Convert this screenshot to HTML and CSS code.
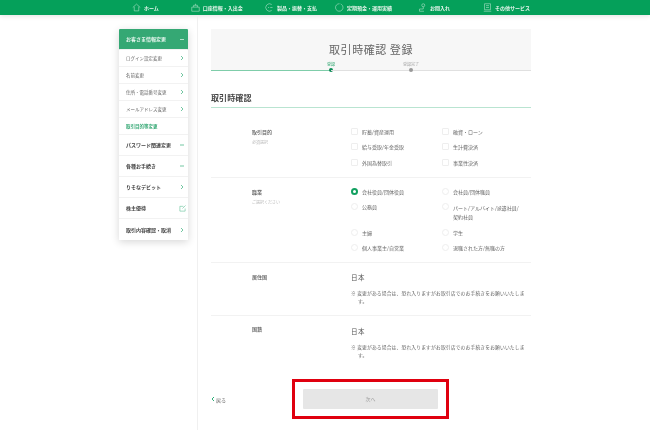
FILE: index.html
```html
<!DOCTYPE html>
<html lang="ja">
<head>
<meta charset="utf-8">
<title>取引時確認 登録</title>
<link rel="stylesheet" href="styles.css">
</head>
<body>
<nav class="topnav">
  <div class="nav-item nav-home"><svg class="nav-icon" viewBox="0 0 12 12"><path d="M1 6 6 1.500 11 6M3 5v5.500h6V5"/></svg><span>ホーム</span></div>
  <div class="nav-item nav-account"><svg class="nav-icon" viewBox="0 0 12 12"><path d="M1 5.500h10v5.500H1zM3.500 5.500V3h5v2.500M6 3V1"/></svg><span>口座情報・入出金</span></div>
  <div class="nav-item nav-pay"><svg class="nav-icon" viewBox="0 0 12 12"><path d="M9 2a5 5 0 1 0 0 8"/><path d="M4 6h1.500M7 6h3"/></svg><span>製品・振替・支払</span></div>
  <div class="nav-item nav-deposit"><svg class="nav-icon" viewBox="0 0 12 12"><path d="M10 3.500a5 5 0 1 1-4-2.500"/><path d="M7.500 1l2.500 2.500"/></svg><span>定期預金・運用実績</span></div>
  <div class="nav-item nav-contact"><svg class="nav-icon" viewBox="0 0 12 12"><circle cx="7" cy="3" r="2"/><path d="M7 5v3H2v3h6"/></svg><span>お問入れ</span></div>
  <div class="nav-item nav-other"><svg class="nav-icon" viewBox="0 0 12 12"><path d="M2 1h8v8H2zM4 3.500h4M4 6h4M1 11h10"/></svg><span>その他サービス</span></div>
</nav>
<div class="page">
  <aside class="sidebar">
    <div class="side-head"><span>お客さま情報変更</span><svg class="chev" viewBox="0 0 6 6"><path d="M1 3.500h4"/></svg></div>
    <div class="side-sub"><span>ログイン設定変更</span><svg class="chev" viewBox="0 0 6 6"><path d="M2 1l2 2-2 2"/></svg></div>
    <div class="side-sub"><span>名前変更</span><svg class="chev" viewBox="0 0 6 6"><path d="M2 1l2 2-2 2"/></svg></div>
    <div class="side-sub"><span>住所・電話番号変更</span><svg class="chev" viewBox="0 0 6 6"><path d="M2 1l2 2-2 2"/></svg></div>
    <div class="side-sub"><span>メールアドレス変更</span><svg class="chev" viewBox="0 0 6 6"><path d="M2 1l2 2-2 2"/></svg></div>
    <div class="side-sub side-current"><span>取引目的等変更</span></div>
    <div class="side-main"><span>パスワード関連変更</span><svg class="chev" viewBox="0 0 6 6"><path d="M1 3h4"/></svg></div>
    <div class="side-main"><span>各種お手続き</span><svg class="chev" viewBox="0 0 6 6"><path d="M1 3h4"/></svg></div>
    <div class="side-main"><span>りそなデビット</span><svg class="chev" viewBox="0 0 6 6"><path d="M2 1l2 2-2 2"/></svg></div>
    <div class="side-main"><span>株主優待</span><svg class="chev chev-ext" viewBox="0 0 8 8"><path d="M5 1.500H1v5.500h6V4M4 4l3.500-3.500"/></svg></div>
    <div class="side-main"><span>取引内容確認・取消</span><svg class="chev" viewBox="0 0 6 6"><path d="M2 1l2 2-2 2"/></svg></div>
  </aside>
  <main class="content">
    <header class="title-box">
      <h1>取引時確認 登録</h1>
      <div class="steps">
        <div class="step step-on"><span>登録</span><i></i></div>
        <div class="step step-off"><span>登録完了</span><i></i></div>
      </div>
    </header>
    <h2>取引時確認</h2>
    <section class="row row-purpose">
      <div class="label">取引目的<small>必須選択</small></div>
      <div class="options">
        <div class="opt"><i class="box"></i>貯蓄/資産運用</div>
        <div class="opt"><i class="box"></i>融資・ローン</div>
        <div class="opt"><i class="box"></i>給与受取/年金受取</div>
        <div class="opt"><i class="box"></i>生計費決済</div>
        <div class="opt"><i class="box"></i>外国為替取引</div>
        <div class="opt"><i class="box"></i>事業性決済</div>
      </div>
    </section>
    <section class="row row-job">
      <div class="label">職業<small>ご選択ください</small></div>
      <div class="options">
        <div class="opt"><i class="radio radio-on"></i>会社役員/団体役員</div>
        <div class="opt"><i class="radio"></i>会社員/団体職員</div>
        <div class="opt"><i class="radio"></i>公務員</div>
        <div class="opt opt-tall"><i class="radio"></i>パート/アルバイト/派遣社員/<br>契約社員</div>
        <div class="opt"><i class="radio"></i>主婦</div>
        <div class="opt"><i class="radio"></i>学生</div>
        <div class="opt"><i class="radio"></i>個人事業主/自営業</div>
        <div class="opt"><i class="radio"></i>退職された方/無職の方</div>
      </div>
    </section>
    <section class="row row-info">
      <div class="label">居住国</div>
      <div class="info"><p class="value">日本</p><p class="note">※ 変更がある場合は、恐れ入りますがお取引店でのお手続きをお願いいたします。</p></div>
    </section>
    <section class="row row-info row-last">
      <div class="label">国籍</div>
      <div class="info"><p class="value">日本</p><p class="note">※ 変更がある場合は、恐れ入りますがお取引店でのお手続きをお願いいたします。</p></div>
    </section>
    <footer class="actions">
      <a class="back"><svg class="chev" viewBox="0 0 6 6"><path d="M4 1 2 3l2 2"/></svg>戻る</a>
      <div class="next-wrap">
        <button class="next">次へ</button>
        <div class="highlight"></div>
      </div>
    </footer>
  </main>
</div>
</body>
</html>
```
FILE: styles.css
```css
* { box-sizing: border-box; }
html, body { margin: 0; height: 430px; overflow: hidden; background: #fff; }
body { font-family: "Noto Sans CJK JP", "Noto Sans", sans-serif; color: #444; filter: blur(.3px); }
svg { display: block; fill: none; stroke: currentColor; }

.topnav { height: 15px; background: #05a05a; color: #e6f5ec; box-shadow: 0 1px 5px rgba(0,0,0,.12); display: flex; position: relative; font-size: 5px; font-weight: 700; line-height: 14px; }
.nav-item { display: flex; align-items: center; gap: 3px; white-space: nowrap; }
.nav-icon { width: 9px; height: 9px; stroke-width: .7; opacity: .85; }
.nav-home { margin-left: 132px; }
.nav-account { margin-left: 32px; }
.nav-pay { margin-left: 22px; }
.nav-deposit { margin-left: 18px; }
.nav-contact { margin-left: 26px; }
.nav-other { margin-left: 33px; }

.page { display: flex; height: 415px; }
.sidebar { width: 69px; margin: 14px 0 0 119px; height: 211px; background: #fff; box-shadow: 0 2px 8px rgba(0,0,0,.16); font-size: 5px; line-height: 8px; }
.sidebar > div { display: flex; align-items: center; justify-content: space-between; padding: 0 3px 0 7px; border-bottom: 1px solid #f2f2f2; }
.chev { width: 6px; height: 6px; color: #4fb98a; stroke-width: .8; flex: none; }
.chev-ext { stroke-width: .6; width: 7px; height: 7px; margin-right: -1px; }
.side-head { height: 21px; background: #35a874; color: #e8f6ef; font-weight: 700; border-radius: 1px; }
.side-head .chev { color: #d5f0e2; }
.side-sub { height: 17px; color: #666; font-size: 4.500px; }
.side-current { color: #35a874; font-weight: 700; }
.side-main { height: 21px; font-weight: 700; color: #444; }
.sidebar > div:last-child { border-bottom: 0; height: 22px; }

.content { width: 335px; margin-left: 9px; padding: 14px 0 0 13px; border-left: 1px solid #f0f0f0; height: 415px; position: relative; }
.title-box { width: 320px; height: 42px; background: #f7f7f7; position: relative; text-align: center; }
h1 { margin: 0; padding-top: 12px; font-size: 11px; line-height: 16px; font-weight: 400; letter-spacing: .55px; color: #666; }
.steps { display: flex; height: 14px; margin-top: 0; }
.step { height: 14px; border-bottom: 1px solid #e0e0e0; position: relative; font-size: 4px; color: #aaa; text-align: right; }
.step-on { width: 120px; border-bottom-color: #7fcdaa; color: #35a874; }
.step-off { width: 200px; }
.step span { position: absolute; top: 4px; left: 0; right: 0; line-height: 6px; }
.step-on span { left: auto; right: -4px; }
.step-off span { left: 70px; right: auto; width: 20px; text-align: center; }
.step i { position: absolute; width: 4px; height: 4px; border-radius: 50%; background: #0a8a55; right: -2px; bottom: -2px; }
.step-off i { background: #999; right: auto; left: 78px; }

h2 { margin: 21px 0 0; height: 16px; width: 320px; font-size: 8px; line-height: 11px; font-weight: 700; color: #444; border-bottom: 1px solid #b9e4d1; letter-spacing: .1px; }

.row { display: flex; width: 320px; border-bottom: 1px solid #f2f2f2; }
.label { width: 140px; padding-left: 41px; font-size: 5px; line-height: 8px; font-weight: 500; color: #555; flex: none; }
.label small { display: block; font-size: 4px; line-height: 6px; margin-top: 3px; color: #bbb; font-weight: 400; }
.row-purpose { height: 70px; padding-top: 20px; }
.row-job { height: 85px; padding-top: 10px; }
.options { display: grid; grid-template-columns: 91px 89px; font-size: 5px; line-height: 8px; color: #666; align-content: start; }
.opt { display: flex; align-items: flex-start; padding-left: 11px; position: relative; margin-bottom: 7.250px; white-space: nowrap; }
.opt-tall { line-height: 9px; }
.box, .radio { position: absolute; left: 0; top: 0; width: 7px; height: 7px; border: 1px solid #eee; background: #fff; }
.box { border-radius: 1px; }
.radio { border-radius: 50%; }
.radio-on { border: 2px solid #12a060; }
.row-info { height: 53px; padding-top: 11px; }
.row-info .label { margin-top: -1px; }
.row-last { border-bottom: 0; }
.row-last .label { margin-top: -2px; }
.info { width: 180px; margin-top: -2px; }
.row-last .info { margin-top: -1px; }
.value { margin: 0; font-size: 6.500px; line-height: 10px; color: #555; letter-spacing: .4px; }
.note { margin: 7px 0 0; padding-left: 7px; text-indent: -7px; font-size: 4.800px; line-height: 8px; color: #666; letter-spacing: .13px; }

.actions { display: flex; align-items: center; width: 320px; margin-top: 20px; height: 20px; font-size: 5px; color: #666; }
.back { display: flex; align-items: center; margin-top: 0; width: 92px; gap: 0; margin-left: -1px; padding-right: 0; }
.back .chev { color: #2fae78; stroke-width: 1; }
.next-wrap { position: relative; margin-left: 1px; }
.next { display: block; width: 135px; height: 20px; border: 0; padding: 0; background: #e6e6e6; color: #aaa; font: 500 5px/20px "Noto Sans CJK JP", sans-serif; border-radius: 1px; }
.highlight { position: absolute; left: -11px; top: -10px; width: 157px; height: 40px; border: 3px solid #e0000f; }
```
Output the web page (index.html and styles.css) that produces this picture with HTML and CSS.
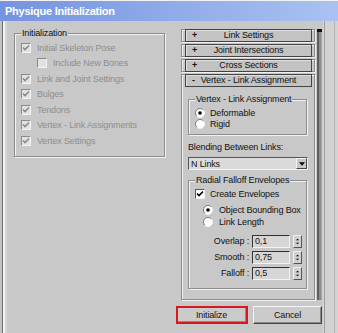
FILE: index.html
```html
<!DOCTYPE html>
<html>
<head>
<meta charset="utf-8">
<link rel="stylesheet" href="styles.css">
</head>
<body>
<div class="window">
  <div class="titlebar">Physique Initialization</div>
  <div class="client">
    <div class="left-pane">
      <fieldset class="group init-group">
        <legend>Initialization</legend>
        <div class="opt disabled"><span class="chk"><svg viewBox="0 0 8 8"><path d="M1 3.5 L3 5.5 L7 1.5"/></svg></span>Initial Skeleton Pose</div>
        <div class="opt disabled sub"><span class="chk"></span>Include New Bones</div>
        <div class="opt disabled"><span class="chk"><svg viewBox="0 0 8 8"><path d="M1 3.5 L3 5.5 L7 1.5"/></svg></span>Link and Joint Settings</div>
        <div class="opt disabled"><span class="chk"><svg viewBox="0 0 8 8"><path d="M1 3.5 L3 5.5 L7 1.5"/></svg></span>Bulges</div>
        <div class="opt disabled"><span class="chk"><svg viewBox="0 0 8 8"><path d="M1 3.5 L3 5.5 L7 1.5"/></svg></span>Tendons</div>
        <div class="opt disabled"><span class="chk"><svg viewBox="0 0 8 8"><path d="M1 3.5 L3 5.5 L7 1.5"/></svg></span>Vertex - Link Assignments</div>
        <div class="opt disabled"><span class="chk"><svg viewBox="0 0 8 8"><path d="M1 3.5 L3 5.5 L7 1.5"/></svg></span>Vertex Settings</div>
      </fieldset>
    </div>
    <div class="right-pane">
      <div class="rollup-row">
        <div class="rollup">
          <div class="rollout"><div class="rollout-btn"><span class="sign">+</span><span>Link Settings</span></div></div>
          <div class="rollout"><div class="rollout-btn"><span class="sign">+</span><span>Joint Intersections</span></div></div>
          <div class="rollout"><div class="rollout-btn"><span class="sign">+</span><span>Cross Sections</span></div></div>
          <div class="rollout open">
            <div class="rollout-btn"><span class="sign">-</span><span>Vertex - Link Assignment</span></div>
            <div class="rollout-body">
              <fieldset class="group vla">
                <legend>Vertex - Link Assignment</legend>
                <div class="opt"><svg class="radio" viewBox="0 0 10 10"><circle cx="5" cy="5" r="4.5" fill="#fff"/><path d="M1.8 8.2 A4.5 4.5 0 0 1 8.2 1.8" stroke="#7a7a7a" fill="none"/><path d="M8.2 1.8 A4.5 4.5 0 0 1 1.8 8.2" stroke="#f4f4f4" fill="none"/><circle cx="5" cy="5" r="1.8" fill="#000"/></svg>Deformable</div>
                <div class="opt"><svg class="radio" viewBox="0 0 10 10"><circle cx="5" cy="5" r="4.5" fill="#fff"/><path d="M1.8 8.2 A4.5 4.5 0 0 1 8.2 1.8" stroke="#7a7a7a" fill="none"/><path d="M8.2 1.8 A4.5 4.5 0 0 1 1.8 8.2" stroke="#f4f4f4" fill="none"/></svg>Rigid</div>
              </fieldset>
              <div class="label">Blending Between Links:</div>
              <div class="dropdown"><span class="dd-text">N Links</span><span class="dd-btn"><svg viewBox="0 0 7 4"><path d="M0 0 H7 L3.5 4 Z"/></svg></span></div>
              <fieldset class="group rfe">
                <legend>Radial Falloff Envelopes</legend>
                <div class="opt ce"><span class="chk active"><svg viewBox="0 0 8 8"><path d="M1 3.5 L3 5.5 L7 1.5"/></svg></span>Create Envelopes</div>
                <div class="opt ind first-radio"><svg class="radio" viewBox="0 0 10 10"><circle cx="5" cy="5" r="4.5" fill="#fff"/><path d="M1.8 8.2 A4.5 4.5 0 0 1 8.2 1.8" stroke="#7a7a7a" fill="none"/><path d="M8.2 1.8 A4.5 4.5 0 0 1 1.8 8.2" stroke="#f4f4f4" fill="none"/><circle cx="5" cy="5" r="1.8" fill="#000"/></svg>Object Bounding Box</div>
                <div class="opt ind"><svg class="radio" viewBox="0 0 10 10"><circle cx="5" cy="5" r="4.5" fill="#fff"/><path d="M1.8 8.2 A4.5 4.5 0 0 1 8.2 1.8" stroke="#7a7a7a" fill="none"/><path d="M8.2 1.8 A4.5 4.5 0 0 1 1.8 8.2" stroke="#f4f4f4" fill="none"/></svg>Link Length</div>
                <div class="spin-rows">
                  <div class="spin-row"><span class="spin-label">Overlap :</span><span class="field">0,1</span><span class="spinner"><svg viewBox="0 0 9 13"><path d="M2.5 5 L4.5 3 L6.5 5 Z M2.5 8 L4.5 10 L6.5 8 Z"/></svg></span></div>
                  <div class="spin-row"><span class="spin-label">Smooth :</span><span class="field">0,75</span><span class="spinner"><svg viewBox="0 0 9 13"><path d="M2.5 5 L4.5 3 L6.5 5 Z M2.5 8 L4.5 10 L6.5 8 Z"/></svg></span></div>
                  <div class="spin-row"><span class="spin-label">Falloff :</span><span class="field">0,5</span><span class="spinner"><svg viewBox="0 0 9 13"><path d="M2.5 5 L4.5 3 L6.5 5 Z M2.5 8 L4.5 10 L6.5 8 Z"/></svg></span></div>
                </div>
              </fieldset>
            </div>
          </div>
        </div>
        <div class="scrollbar"></div>
      </div>
      <div class="buttons">
        <div class="focus-ring"><div class="btn">Initialize</div></div>
        <div class="btn cancel">Cancel</div>
      </div>
    </div>
    <div class="right-edge"></div>
  </div>
</div>
</body>
</html>
```

FILE: styles.css
```css
* { box-sizing: border-box; }
html, body { margin: 0; padding: 0; }
body {
  width: 338px;
  height: 333px;
  overflow: hidden;
  background: #c8c8c8;
  font-family: "Liberation Sans", Arial, sans-serif;
  font-size: 9px;
  letter-spacing: -0.15px;
  color: #111;
}
.window {
  display: flex;
  flex-direction: column;
  height: 333px;
  border-top: 1px solid #f2f2f2;
}
.titlebar {
  height: 20px;
  line-height: 20px;
  padding-left: 5px;
  background: linear-gradient(to right, #7593e0, #a9c2f1);
  color: #fff;
  font-weight: bold;
  font-size: 11px;
  letter-spacing: -0.25px;
}
.client {
  flex: 1;
  display: flex;
  background: linear-gradient(to right, #c2c2c2 0 2px, #6e6e6e 2px 3px, #f2f2f2 3px 5px, #d6d6d6 5px 7px, #c8c8c8 7px);
}
.left-pane {
  width: 172px;
  padding: 7px 0 0 14px;
}
.group {
  margin: 0;
  min-width: 0;
  border: 1px solid #8c8c8c;
  box-shadow: 1px 1px 0 #f2f2f2, inset 1px 1px 0 #f2f2f2;
}
.group legend {
  padding: 0 1px;
  line-height: 11px;
  background: #c8c8c8;
}
.init-group {
  width: 151px;
  padding: 1px 0 7px 6px;
}
.opt {
  display: flex;
  align-items: center;
  white-space: nowrap;
}
.init-group .opt { height: 15.5px; }
.disabled { color: #8e8e8e; }
.opt.sub { padding-left: 16px; }
.chk {
  width: 10px;
  height: 10px;
  margin-right: 6px;
  flex: none;
  border-top: 1px solid #8a8a8a;
  border-left: 1px solid #8a8a8a;
  border-right: 1px solid #f4f4f4;
  border-bottom: 1px solid #f4f4f4;
  background: #e2e2e2;
  display: flex;
}
.chk svg {
  width: 8px;
  height: 8px;
  fill: none;
  stroke: #8a8a8a;
  stroke-width: 1.6;
}
.chk.active {
  background: #fff;
  border-top-color: #555;
  border-left-color: #555;
  margin-right: 5px;
}
.chk.active svg { stroke: #000; }
.radio {
  width: 10px;
  height: 10px;
  flex: none;
  margin-right: 5px;
}

/* right side */
.right-pane {
  width: 151px;
  padding-top: 8px;
  display: flex;
  flex-direction: column;
}
.rollup-row {
  display: flex;
  gap: 2px;
  margin-left: 9px;
}
.rollup {
  width: 134px;
  display: flex;
  flex-direction: column;
  gap: 2px;
}
.rollout {
  border: 1px solid #8c8c8c;
  box-shadow: 1px 1px 0 #f0f0f0, inset 1px 1px 0 #f0f0f0;
}
.rollout-btn {
  height: 13px;
  margin: -1px 2px -1px 3px;
  border: 1px solid #444;
  background: #c3c3c3;
  box-shadow: inset 1px 1px 0 #dedede;
  display: grid;
  grid-template-columns: 1fr auto 1fr;
  align-items: center;
  line-height: 11px;
  color: #111;
}
.rollout-btn .sign {
  justify-self: start;
  padding-left: 6px;
  font-weight: bold;
}
.rollout-body {
  padding: 0 7px 10px 6px;
}
.vla {
  margin-top: 8px;
  padding: 2px 0 5px 6px;
}
.vla .opt { height: 11px; }
.label {
  margin-top: 7px;
  line-height: 11px;
}
.dropdown {
  margin-top: 4px;
  margin-right: -1px;
  height: 13px;
  display: flex;
  align-items: center;
  background: #dadada;
  border-top: 1px solid #555;
  border-left: 1px solid #555;
  border-right: 1px solid #f2f2f2;
  border-bottom: 1px solid #f2f2f2;
  padding-left: 2px;
}
.dd-text { flex: 1; }
.dd-btn {
  width: 11px;
  height: 11px;
  background: #c8c8c8;
  border-top: 1px solid #f4f4f4;
  border-left: 1px solid #f4f4f4;
  border-right: 1px solid #444;
  border-bottom: 1px solid #444;
  display: flex;
  align-items: center;
  justify-content: center;
}
.dd-btn svg { width: 6px; height: 4px; fill: #000; }
.rfe {
  margin-top: 5px;
  padding: 2px 0 7px 6px;
}
.rfe .opt { height: 12px; }
.rfe .first-radio { margin-top: 4px; }
.rfe .ind { padding-left: 8px; }
.rfe .ind .radio { margin-right: 6px; }
.spin-rows { margin-top: 5px; }
.spin-row {
  height: 16px;
  display: flex;
  align-items: center;
}
.spin-label {
  width: 54px;
  text-align: right;
  margin-right: 3px;
}
.field {
  width: 38px;
  height: 13px;
  line-height: 11px;
  padding-left: 2px;
  background: #d6d6d6;
  border-top: 1px solid #333;
  border-left: 1px solid #333;
  border-right: 1px solid #f2f2f2;
  border-bottom: 1px solid #f2f2f2;
  margin-right: 3px;
}
.spinner {
  width: 9px;
  height: 13px;
  background: #cfcfcf;
  border-top: 1px solid #f2f2f2;
  border-left: 1px solid #f2f2f2;
  border-right: 1px solid #555;
  border-bottom: 1px solid #555;
  display: flex;
}
.spinner svg { width: 7px; height: 11px; fill: #000; }
.scrollbar {
  width: 5px;
  border-top: 3px solid #111;
  background: linear-gradient(to right, #5e5e5e 0 2px, #8c8c8c 2px 4px, #aaaaaa 4px);
}
.buttons {
  display: flex;
  gap: 5px;
  margin-top: 6px;
  margin-left: 4px;
}
.focus-ring {
  width: 72px;
  height: 18px;
  border: 2px solid #d8171e;
}
.btn {
  height: 100%;
  display: flex;
  align-items: center;
  justify-content: center;
  background: #cbcbcb;
  color: #111;
}
.focus-ring .btn {
  border-right: 1px solid #8a8a8a;
  border-bottom: 1px solid #8a8a8a;
}
.cancel {
  width: 69px;
  height: 18px;
  border-top: 1px solid #f4f4f4;
  border-left: 1px solid #f4f4f4;
  border-right: 1px solid #444;
  border-bottom: 1px solid #444;
  box-shadow: inset -1px -1px 0 #8a8a8a;
}
.right-edge {
  flex: 1;
  background: linear-gradient(to right, #d8d8d8 0 1px, #9c9c9c 1px 2px, #d2d2d2 2px 11px, #b4b4b4 11px 12px, #d2d2d2 12px);
}
```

============

## Problem to work on
Pick each line holding the word "page" out of the data and copy it.

## Reply
<div class="page">
.page { display: flex; height: 415px; }
Output the web page (index.html and styles.css) that produces this picture with HTML and CSS.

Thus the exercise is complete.